- The New York Times put out a statement Sunday detailing an initially off-the-record meeting the paper’s publisher had with President Donald Trump on July 20.
- The paper said it was choosing to divulge those details after Trump tweeted about the meeting Sunday morning, thereby putting it on the record.
- Trump said he had a “good and interesting meeting” with The Times’ publisher, A.G. Sulzberger, adding that they spent time “talking about the vast amounts of Fake News being put out by the media & how that Fake News has morphed into phrase, ‘Enemy of the People.'”
- In a statement, Sulzberger said the White House requested the meeting and that he accepted the invitation so he could warn the president about the danger of his “deeply troubling anti-press rhetoric.”
The New York Times put out a statement Sunday that sought to counter President Donald Trump’s claim earlier in the day about a meeting with A.G. Sulzberger, the paper’s publisher.
“Had a very good and interesting meeting at the White House with A.G. Sulzberger, Publisher of the New York Times,” the president tweeted on Sunday morning. “Spent much time talking about the vast amounts of Fake News being put out by the media & how that Fake News has morphed into phrase, ‘Enemy of the People.’ Sad!”
Trump frequently employs the term “fake news” to describe unfavorable press coverage, and the phrase “enemy of the people” gained traction when Trump used it last year, shortly after taking office, to criticise coverage he did not like.
Later Sunday, The Times released a statement saying the White House had requested the meeting, which took place July 20, and asked that it be off the record.
But the paper said Trump’s tweet put the meeting on the record, prompting Sulzberger to speak out about its content based on “detailed notes” taken by him and James Bennet, who oversees The Times’ editorial page.
Sulzberger said the main reason he accepted Trump’s invitation to meet was to “raise concerns about the president’s deeply troubling anti-press rhetoric,” which he characterised as “divisive” and “increasingly dangerous.”
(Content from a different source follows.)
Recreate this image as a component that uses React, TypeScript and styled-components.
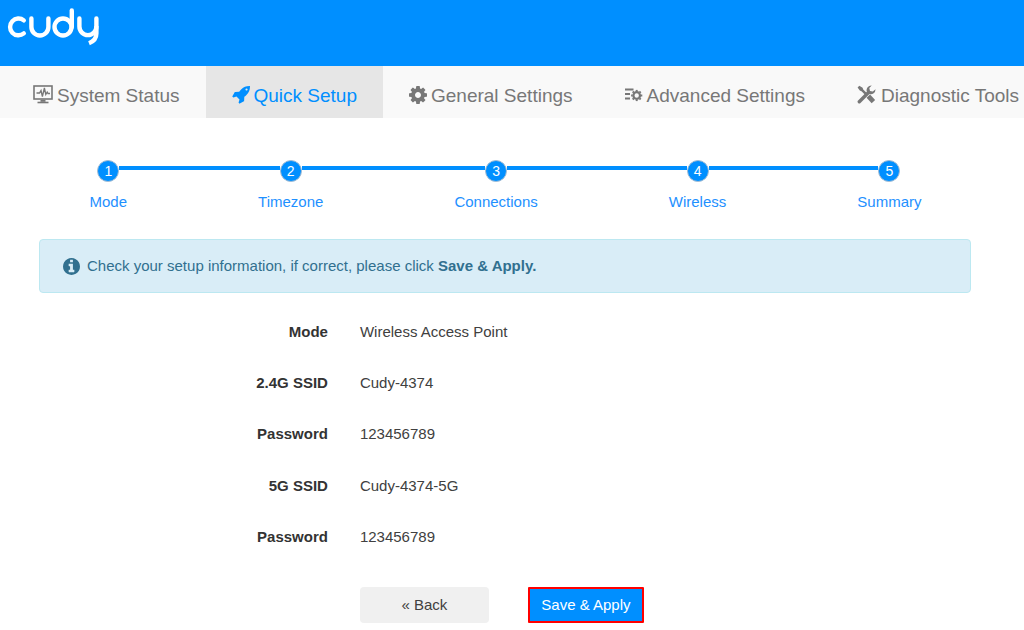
import React from "react";
import styled, { createGlobalStyle } from "styled-components";

const GlobalStyle = createGlobalStyle`
  *, *::before, *::after { box-sizing: border-box; }
  body {
    margin: 0;
    background: #fff;
    color: #404040;
    font: 15px/20px "Liberation Sans", Arial, sans-serif;
  }
`;

const Header = styled.header`
  height: 66px;
  padding: 5px 4px;
  background: #008fff;
`;

const LogoLink = styled.a`
  display: inline-block;
  svg { display: block; }
`;

const Nav = styled.nav`
  display: flex;
  height: 52px;
  padding-left: 7px;
  overflow: hidden;
  background: #f9f9f9;
`;

const NavLink = styled.a<{ $active?: boolean }>`
  display: flex;
  flex: none;
  align-items: center;
  gap: 4px;
  padding: 7px 26px 0;
  font-size: 19px;
  white-space: nowrap;
  text-decoration: none;
  color: ${(p) => (p.$active ? "#008fff" : "#777")};
  background: ${(p) => (p.$active ? "#e6e6e6" : "transparent")};
  svg { flex: none; margin-bottom: 2px; }
`;

const Main = styled.main`
  padding: 42px 53px 0 39px;
`;

const Steps = styled.ol`
  display: flex;
  margin: 0 -16px 27px -15px;
  padding: 0;
  list-style: none;
`;

const Step = styled.li`
  flex: 1 1 auto;
  text-align: center;
  color: #1e90ff;
`;

const Track = styled.div`
  display: flex;
  align-items: flex-start;
  margin-bottom: 10px;
`;

const Line = styled.span<{ $hidden?: boolean }>`
  flex: 1;
  height: 4px;
  margin-top: 6px;
  background: ${(p) => (p.$hidden ? "transparent" : "#008fff")};
`;

const Bullet = styled.span`
  width: 22px;
  height: 22px;
  border: 1px solid #a5bdd3;
  border-radius: 50%;
  background: #008fff;
  color: #fff;
  font-size: 14px;
`;

const Alert = styled.div`
  display: flex;
  align-items: center;
  gap: 7px;
  padding: 16px 23px;
  border: 1px solid #bce8f1;
  border-radius: 4px;
  background: #d9edf7;
  color: #31708f;
  svg { flex: none; }
  p { margin: 0; }
`;

const Summary = styled.dl`
  display: grid;
  grid-auto-rows: 1fr;
  min-height: 257px;
  margin: 13px 0 0;
`;

const Row = styled.div`
  display: grid;
  grid-template-columns: 31% 1fr;
  column-gap: 32px;
  align-items: center;
`;

const Term = styled.dt`
  text-align: right;
  font-weight: bold;
  color: #333;
`;

const Value = styled.dd`
  margin: 0;
`;

const Actions = styled.div`
  display: flex;
  gap: 39px;
  margin-top: 24px;
  grid-column: 2;
`;

const Button = styled.button<{ $primary?: boolean }>`
  min-width: ${(p) => (p.$primary ? 116 : 129)}px;
  height: 36px;
  padding: 0 8px;
  border: ${(p) => (p.$primary ? "2px solid #ff0000" : "0")};
  border-radius: ${(p) => (p.$primary ? 1 : 4)}px;
  background: ${(p) => (p.$primary ? "#008fff" : "#f0f0f0")};
  color: ${(p) => (p.$primary ? "#fff" : "#404040")};
  font: inherit;
  white-space: nowrap;
  cursor: pointer;
`;

const Logo = () => (
  <svg width="98" height="44" viewBox="4 5 98 44" fill="none" stroke="#fff" strokeWidth="4.4" strokeLinecap="round" role="img" aria-label="Cudy">
    <path d="M23.800 20.400A8.400 8.400 0 1 0 23.800 33.400" />
    <path d="M31.400 18.500V27a8.500 8.500 0 0 0 17 0V18.500" />
    <circle cx="63" cy="27" r="8.500" />
    <path d="M71.800 10.500V27" />
    <path d="M79.400 18.500V26.600a8.500 8.500 0 0 0 17 0V18.500" />
    <path d="M96.400 26v7.500c0 4.500-3 8-7.400 9.700" strokeLinecap="butt" />
  </svg>
);

const MonitorIcon = () => (
  <svg width="20" height="20" viewBox="0 0 20 20" fill="none" stroke="currentColor">
    <rect x="1" y="1" width="18" height="13" strokeWidth="1.6" />
    <path d="M3.500 8h3L8 5.500l1.400 6 2-8.500 1.400 6.500L14.200 7l.8 1.500h2" strokeWidth="1.300" />
    <path d="M7.500 15.800h5" strokeWidth="2" />
    <path d="M4.500 17.500h11" strokeWidth="1.600" />
  </svg>
);

const RocketIcon = () => (
  <svg width="18" height="18" viewBox="0 128 1664 1664" fill="currentColor">
    <path d="M1440 448q0-40-28-68t-68-28-68 28-28 68 28 68 68 28 68-28 28-68zm224-288q0 249-75.500 430.500t-253.500 360.500q-81 80-195 176l-20 379q-2 16-16 26l-384 224q-7 4-16 4-12 0-23-9l-64-64q-13-14-8-32l85-276-281-281-276 85q-3 1-9 1-14 0-23-9l-64-64q-17-19-5-39l224-384q10-14 26-16l379-20q96-114 176-195 188-187 358-258t431-71q14 0 24 9.500t10 22.500z" />
  </svg>
);

const CogIcon = () => (
  <svg width="18" height="18" viewBox="0 128 1536 1536" fill="currentColor" fillRule="evenodd">
    <path d="M1024 896q0 106-75 181t-181 75-181-75-75-181 75-181 181-75 181 75 75 181zm512-109v222q0 12-8 23t-20 13l-185 28q-19 54-39 91 35 50 107 138 10 12 10 25t-9 23q-27 37-99 108t-94 71q-12 0-26-9l-138-108q-44 23-91 38-16 136-29 186-7 28-36 28h-222q-14 0-24.500-8.500t-11.500-21.500l-28-184q-49-16-90-37l-141 107q-10 9-25 9-14 0-25-11-126-114-165-168-7-10-7-23 0-12 8-23 15-21 51-66.500t54-70.500q-27-50-41-99l-183-27q-13-2-21-12.500t-8-23.500v-222q0-12 8-23t19-13l186-28q14-46 39-92-40-57-107-138-10-12-10-24 0-10 9-23 26-36 98.500-107.500t94.500-71.500q13 0 26 10l138 107q44-23 91-38 16-136 29-186 7-28 36-28h222q14 0 24.500 8.500t11.500 21.500l28 184q49 16 90 37l142-107q9-9 24-9 13 0 25 10 129 119 165 170 7 8 7 22 0 12-8 23-15 21-51 66.500t-54 70.500q26 50 41 98l183 28q13 2 21 12.500t8 23.500z" />
  </svg>
);

const InfoIcon = () => (
  <svg width="17" height="17" viewBox="0 128 1536 1536" fill="currentColor">
    <path d="M1024 1376v-160q0-14-9-23t-23-9h-96v-512q0-14-9-23t-23-9h-320q-14 0-23 9t-9 23v160q0 14 9 23t23 9h96v320h-96q-14 0-23 9t-9 23v160q0 14 9 23t23 9h448q14 0 23-9t9-23zm-128-896v-160q0-14-9-23t-23-9h-192q-14 0-23 9t-9 23v160q0 14 9 23t23 9h192q14 0 23-9t9-23zm640 416q0 209-103 385.500t-279.500 279.500-385.500 103-385.500-103-279.500-279.500-103-385.500 103-385.500 279.500-279.500 385.500-103 385.500 103 279.500 279.500 103 385.500z" />
  </svg>
);

const TEETH = [0, 45, 90, 135, 180, 225, 270, 315];

const ListGearIcon = () => (
  <svg width="18" height="18" viewBox="0 0 18 18" fill="none" stroke="currentColor">
    <path d="M0 3.500h8.500M0 8h5M0 12.500h5" strokeWidth="1.800" />
    <circle cx="11.700" cy="9.500" r="3.300" strokeWidth="2.200" />
    {TEETH.map((angle) => (
      <path key={angle} d="M11.700 5.500V3.900" strokeWidth="2" transform={`rotate(${angle} 11.700 9.500)`} />
    ))}
  </svg>
);

const ToolsIcon = () => (
  <svg width="20" height="20" viewBox="0 0 20 20" fill="none" stroke="currentColor">
    <path d="M2.300 16.700 11.500 7.500" strokeWidth="3.400" strokeLinecap="round" />
    <path d="M14.700 .4a4.800 4.800 0 0 0-4.900 6.200l2.500 2.500a4.800 4.800 0 0 0 6.200-4.900l-2.700 2.400-2.800-.7-.7-2.800z" fill="currentColor" stroke="none" />
    <path d="M.6 2.500 2.300.8l3.300 2 .6 1.700 4.300 4.300-1.700 1.700-4.300-4.300-1.700-.6z" fill="currentColor" stroke="none" />
    <path d="m11.300 11.200 5.100 5.400" strokeWidth="4.800" />
  </svg>
);

const NAV = [
  { label: "System Status", icon: <MonitorIcon /> },
  { label: "Quick Setup", icon: <RocketIcon />, active: true },
  { label: "General Settings", icon: <CogIcon /> },
  { label: "Advanced Settings", icon: <ListGearIcon /> },
  { label: "Diagnostic Tools", icon: <ToolsIcon /> },
];

const STEPS = ["Mode", "Timezone", "Connections", "Wireless", "Summary"];

const FIELDS = [
  ["Mode", "Wireless Access Point"],
  ["2.4G SSID", "Cudy-4374"],
  ["Password", "123456789"],
  ["5G SSID", "Cudy-4374-5G"],
  ["Password", "123456789"],
];

export default function App() {
  return (
    <>
      <GlobalStyle />
      <Header>
        <LogoLink href="#"><Logo /></LogoLink>
      </Header>
      <Nav>
        {NAV.map((item) => (
          <NavLink key={item.label} href="#" $active={item.active}>
            {item.icon}
            <span>{item.label}</span>
          </NavLink>
        ))}
      </Nav>
      <Main>
        <Steps>
          {STEPS.map((label, i) => (
            <Step key={label}>
              <Track>
                <Line $hidden={i === 0} />
                <Bullet>{i + 1}</Bullet>
                <Line $hidden={i === STEPS.length - 1} />
              </Track>
              {label}
            </Step>
          ))}
        </Steps>
        <Alert role="status">
          <InfoIcon />
          <p>Check your setup information, if correct, please click <strong>Save &amp; Apply.</strong></p>
        </Alert>
        <Summary>
          {FIELDS.map(([term, value], i) => (
            <Row key={i}>
              <Term>{term}</Term>
              <Value>{value}</Value>
            </Row>
          ))}
        </Summary>
        <Row>
          <Actions>
            <Button type="button">« Back</Button>
            <Button type="button" $primary>Save &amp; Apply</Button>
          </Actions>
        </Row>
      </Main>
    </>
  );
}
“I told him that although the phrase ‘fake news’ is untrue and harmful, I am far more concerned about his labelling journalists ‘the enemy of the people,'” Sulzberger’s statement said. “I warned that this inflammatory language is contributing to a rise in threats against journalists and will lead to violence.”
Sulzberger also said he emphasised during the meeting that he was not asking the president to soften his attacks on The Times if he felt the paper’s coverage was unfair.
“Instead, I implored him to reconsider his broader attacks on journalism, which I believe are dangerous and harmful to our country,” the statement concluded.
The Times is a frequent target for Trump, who often dubs the paper “the Failing New York Times,” though it has reported consistently rising subscriptions and readership figures since Trump took office.
In a series of tweets after The Times released Sulzberger’s statement, Trump attempted to spin Sulzberger’s words to suggest it was media outlets that were putting lives at risk.
“When the media – driven insane by their Trump Derangement Syndrome – reveals internal deliberations of our government, it truly puts the lives of many, not just journalists, at risk!” the president tweeted. “Very unpatriotic! Freedom of the press also comes with a responsibility to report the news accurately.”
He added: “90% of media coverage of my Administration is negative, despite the tremendously positive results we are achieving, it’s no surprise that confidence in the media is at an all time low! I will not allow our great country to be sold out by anti-Trump haters in the dying newspaper industry.
“No matter how much they try to distract and cover it up, our country is making great progress under my leadership and I will never stop fighting for the American people!” he continued. “As an example, the failing New York Times and the Amazon Washington Post do nothing but write bad stories even on very positive achievements – and they will never change!”
Earlier in the week, the White House drew sharp scrutiny when it barred the CNN reporter Kaitlan Collins from a Rose Garden press event after she asked Trump tough questions about Michael Cohen and the president’s summit in Helsinki with Russian President Vladimir Putin two weeks ago.
Trump and his allies frequently insult reporters such as CNN’s Jim Acosta, and the daily press briefings often feature contentious back-and-forths between reporters and the White House press secretary, Sarah Huckabee Sanders.
As Sulzberger noted, it’s not uncommon for the White House and the press to have a tense relationship. But observers have said the Trump White House’s relationship with news outlets appears to be at a particularly low point in large part because of Trump’s tendency to deem coverage he doesn’t like as “fake” or “dishonest.”
Sulzberger took over as publisher from his father, Arthur Ochs Sulzberger Jr., in January, more than a year after Trump met with Times editors and reporters for a wide-ranging interview after his 2016 election victory.